Step #1 in creating a great first impression:
Show that your property is valuable because it's worthy of your care and attention.  Maintenance first!

Notice how the terraced slopes in the next two examples eliminate hard-to-maintain grass slopes and bring colorful plantings into public view: 

by Jocelyn H Chilvers

Step #2 in creating a first impression:
Show that your house is valuable by creating a landscape structure that complements its architecture and / or eco-region.

A traditional walled courtyard enhances the Southwestern style architecture.

Elegant serpentine walls in native flagstone match the tone of the 1900 era home. Design by Ivy Street Design Group

A xeric garden of diverse plantings is an engaging lawn-free landscape.

Lush, colorful, welcoming and xeric (that's a buffalo grass lawn) - perfect for our region.

Step #3 in creating a great first impression:
Show that your house is a home by creating a landscape that expresses your personality.

Exuberantly colorful!
A colorful cottage garden complements the homeowners' aesthetic. Design by Jocelyn H Chilvers

A crisp, modern design works surprisingly well with an old bungalow.

A more rustic and earthy (yet attractive!) take on the cottage garden style.

Obviously a lover of our native prairie/foothills region!

A big, floriferous, xeric garden sets the scale for a large home. Design by Jocelyn H. Chilvers
I hope these examples have shown you that large or small, simple or complex, there are many ways create a landscape that says, "Welcome!"
For more great ideas on the topic of "First Impressions" please visit the Garden Designers' Roundtable or click through to the following: 
Lesley Hegarty & Robert Webber : Hegarty Webber Partnership : Bristol, UK
Debbie Roberts : A Garden of Possibilities : Stamford, CT
Susan Morrison : Blue Planet Garden Blog : East Bay, CA
Christina Salwitz : Personal Garden Coach : Renton, WA
Shirley Bovshow : Eden Makers : Los Angeles, CA

Note:  with a few exceptions, the designers of these landscapes are unknown to me. Please let me know if I can give credit where it is due!

Friday, February 24, 2012

Pattern Play #2

 As in the previous post, similar forms at regular spacings appear static until movement is introduced, creating the illusion of change.

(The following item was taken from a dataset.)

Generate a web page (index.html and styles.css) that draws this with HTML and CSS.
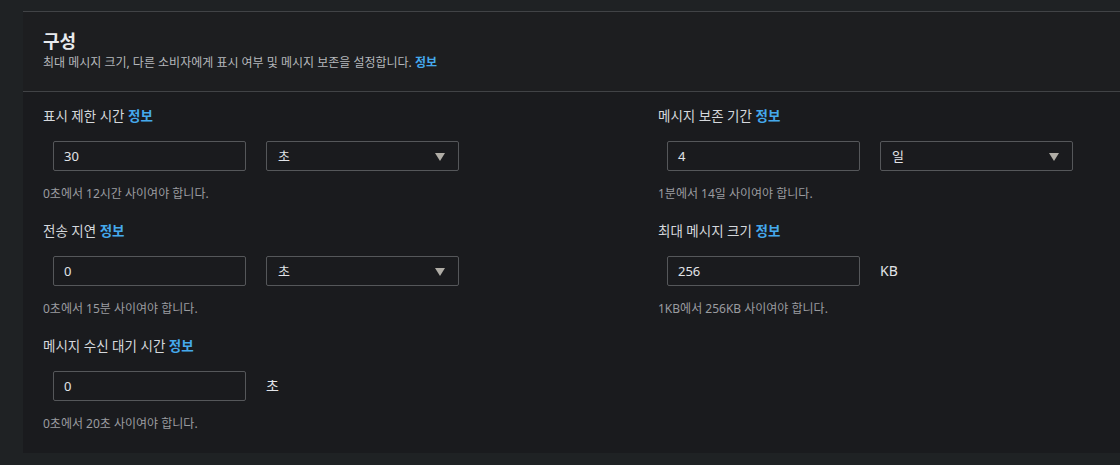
FILE: index.html
```html
<!DOCTYPE html>
<html lang="ko">
<head>
<meta charset="utf-8">
<link rel="stylesheet" href="styles.css">
</head>
<body>
<div class="page">
  <section class="card">
    <header class="card-header">
      <h2 class="title">구성</h2>
      <p class="desc">최대 메시지 크기, 다른 소비자에게 표시 여부 및 메시지 보존을 설정합니다. <a class="info">정보</a></p>
    </header>
    <div class="card-body">
      <div class="col">
        <div class="field">
          <div class="label">표시 제한 시간 <a class="info">정보</a></div>
          <div class="controls">
            <div class="input">30</div>
            <div class="select">초<span class="arrow"></span></div>
          </div>
          <div class="hint">0초에서 12시간 사이여야 합니다.</div>
        </div>
        <div class="field">
          <div class="label">전송 지연 <a class="info">정보</a></div>
          <div class="controls">
            <div class="input">0</div>
            <div class="select">초<span class="arrow"></span></div>
          </div>
          <div class="hint">0초에서 15분 사이여야 합니다.</div>
        </div>
        <div class="field">
          <div class="label">메시지 수신 대기 시간 <a class="info">정보</a></div>
          <div class="controls">
            <div class="input">0</div>
            <div class="unit">초</div>
          </div>
          <div class="hint">0초에서 20초 사이여야 합니다.</div>
        </div>
      </div>
      <div class="col">
        <div class="field">
          <div class="label">메시지 보존 기간 <a class="info">정보</a></div>
          <div class="controls">
            <div class="input">4</div>
            <div class="select">일<span class="arrow"></span></div>
          </div>
          <div class="hint">1분에서 14일 사이여야 합니다.</div>
        </div>
        <div class="field">
          <div class="label">최대 메시지 크기 <a class="info">정보</a></div>
          <div class="controls">
            <div class="input">256</div>
            <div class="unit">KB</div>
          </div>
          <div class="hint">1KB에서 256KB 사이여야 합니다.</div>
        </div>
      </div>
    </div>
  </section>
</div>
</body>
</html>
```

FILE: styles.css
```css
* { box-sizing: border-box; }
html, body { margin: 0; padding: 0; }
body {
  background: #1f2224;
  font-family: "Noto Sans", "Noto Sans CJK KR", sans-serif;
  color: #d5d8dc;
  width: 1120px;
  height: 465px;
  overflow: hidden;
}
.page {
  padding: 11px 0 0 23px;
}
.card {
  width: 1097px;
  background: #1a1b1e;
  border-top: 1px solid #414346;
  overflow: hidden;
}
.card-header {
  background: #1d1e20;
  padding: 17px 20px 14px;
  border-bottom: 1px solid #414346;
  height: 80px;
}
.title {
  margin: 0;
  font-size: 18px;
  font-weight: 700;
  line-height: 24px;
  color: #e8eaed;
}
.desc {
  margin: 2px 0 0;
  font-size: 12px;
  line-height: 16px;
  color: #b5b8bc;
}
.info {
  color: #45a9ec;
  font-weight: 700;
  text-decoration: none;
}
.card-body {
  display: grid;
  grid-template-columns: 615px 1fr;
  padding: 14px 0 0 20px;
  height: 361px;
}
.field {
  margin-bottom: 19px;
}
.field:last-child { margin-bottom: 0; }
.label {
  font-size: 13.5px;
  line-height: 20px;
  color: #d5d8dc;
}
.controls {
  display: flex;
  align-items: center;
  gap: 20px;
  margin: 15px 0 15px 10px;
}
.col + .col .controls {
  margin-left: 9px;
}
.input, .select {
  width: 193px;
  height: 30px;
  border: 1px solid #55575a;
  border-radius: 2px;
  background: #1a1b1e;
  font-size: 13px;
  line-height: 28px;
  padding: 0 10px;
  color: #e1e4e8;
}
.select {
  position: relative;
  padding-left: 11px;
}
.arrow {
  position: absolute;
  right: 13px;
  top: 11px;
  width: 0;
  height: 0;
  border-left: 5.5px solid transparent;
  border-right: 5.5px solid transparent;
  border-top: 8px solid #b0ada6;
}
.unit {
  font-size: 14px;
  color: #e1e4e8;
  line-height: 28px;
}
.hint {
  font-size: 12px;
  line-height: 16px;
  color: #9a9ca0;
}
```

These photos are from Berkely Lake, in Denver, which was drained several months ago (for construction improvements) exposing these old pier posts.  I'm looking forward to accessing the walking trails again soon!

Thursday, February 16, 2012

Pattern Play #1

Winter brings hardscape and architectural elements to the forefront.  I'm particularly drawn to repetitive  forms that appear to be static at first glance, but that create new combinations of light and shadow, positive and negative space, and shifting shapes as one moves through them / around them / past them.  Today's example: floating docks at Sloan's Lake.

Sunday, February 12, 2012

On the Street . . . Stapelton neighborhood, Denver

Lonicera japonica purpurea
 Today  I spotted this purple-leaf honeysuckle vine thriving - and evergreen - on a south facing house facade.  The deep purple foliage is a welcome blast of winter color. During the growing season the foliage will revert to green, as seen in this old photo from my own garden:

Tuesday, February 07, 2012

Witches' Broom

witches' broom in hackberry

Bare winter branches are ideal for hunting down anomalies like witches' broom. These are deformities seen in woody plants in which a pest or disease triggers a disruption in normal cell growth. Witches' broom commonly seen in hackberrys (Celtis occidentalis) is caused by a mite, whereas witch's broom in honeysuckle (Lonicera), another common "victim," is caused by an aphid, and rust fungus can affect pines.

These abnormal growths are not damaging to the plant, merely unsightly. The best remedy, if you're bothered by the appearance, is to prune them out. But they're not always a bad thing!  Several ornamental pine cultivars, such as St. Mary's Broom (Picea pungens 'Saint Mary')  originated as witches' broom.